The EU-Japan free trade agreement (FTA) is the largest trade deal ever negotiated by the EU. It will create a trade zone covering 600 million people and nearly a third of global GDP.
Once fully implemented, the free trade agreement will remove most of the duties that EU companies pay annually to export to Japan. It will also eliminate several regulatory barriers.
In addition, both sides reaffirmed their commitment to fight protectionism and to defend the rules-based international trading system. They committed to modernise the World Trade Organisation in line with the conclusions of the Charlevoix G7 Summit.
The EU-Japan strategic partnership agreement was also signed at the summit. The parties say this agreement will take the EU’s long-standing partnership with Japan to a new level, with ‘deeper and more strategic cooperation’.
Both sides reaffirmed their strong commitment to implement the Paris agreement on climate change by focussing on emission reduction and improving energy efficiency.
Leaders also welcomed the conclusion of the talks on an adequate level of data protection by the EU and Japan. This should create the world’s largest area of safe data transfers with a high level of data protection.

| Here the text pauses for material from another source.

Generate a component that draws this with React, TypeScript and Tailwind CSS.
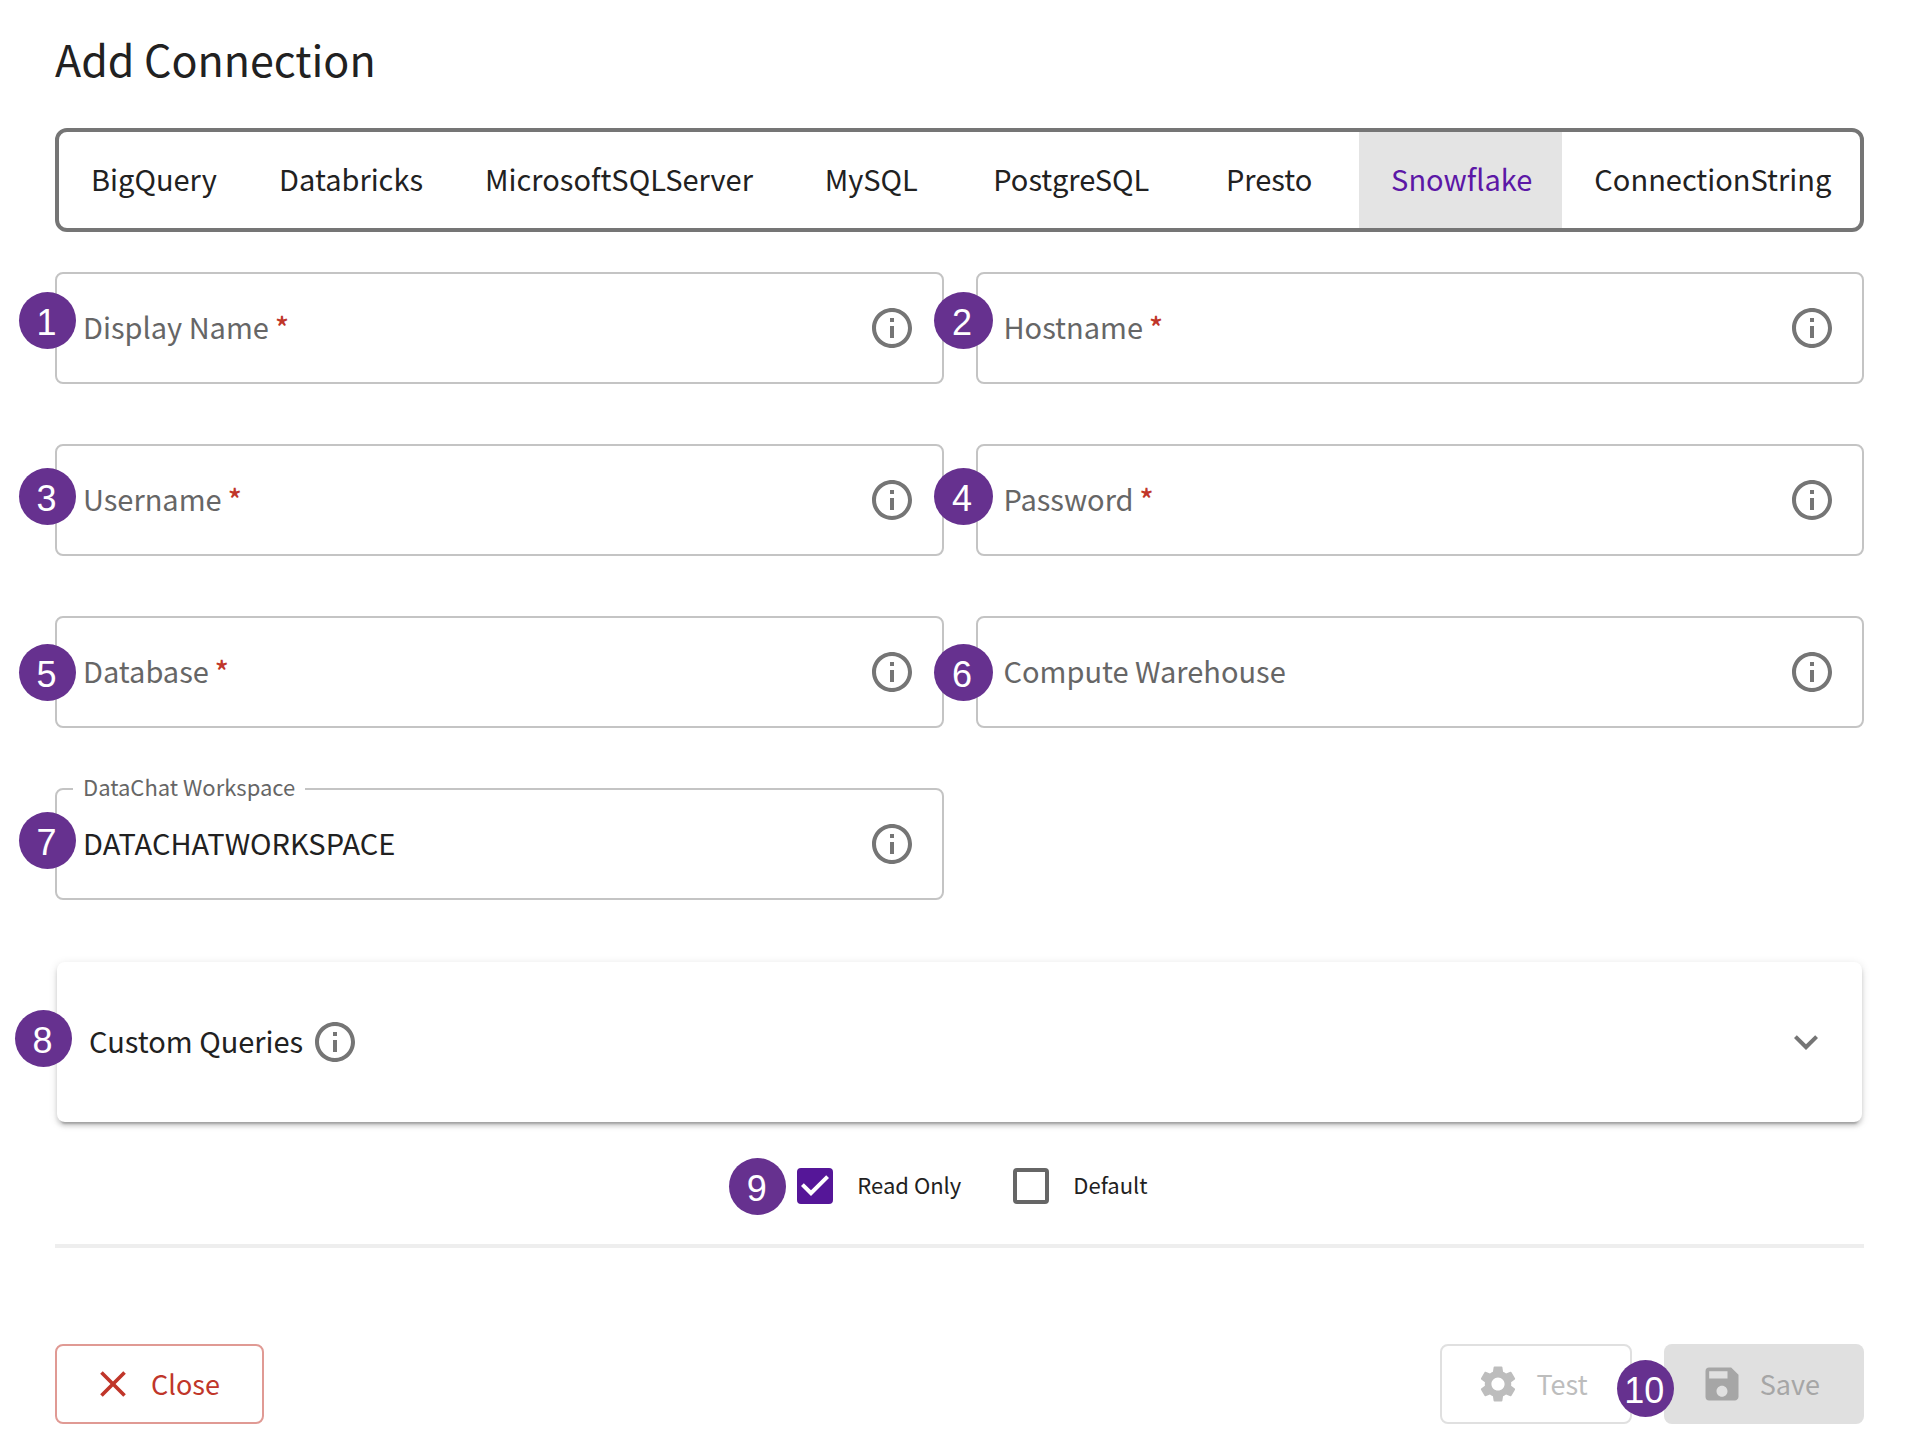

EU and Japanese leaders discussed a range of regional and international issues, including the denuclearisation of the Korean Peninsula.
Mr Tusk said the EU stood side by side with Japan in its efforts “to maintain pressure on Pyongyang so as to ensure complete, verifiable and irreversible denuclearisation of the Korean Peninsula.”We want to see an end to all of DPRK’s nuclear and ballistic missile programmes,” he added.
Both sides reiterated their support to the Iran nuclear deal (JCPOA) as well as to Ukrainian sovereignty, independence and territorial integrity.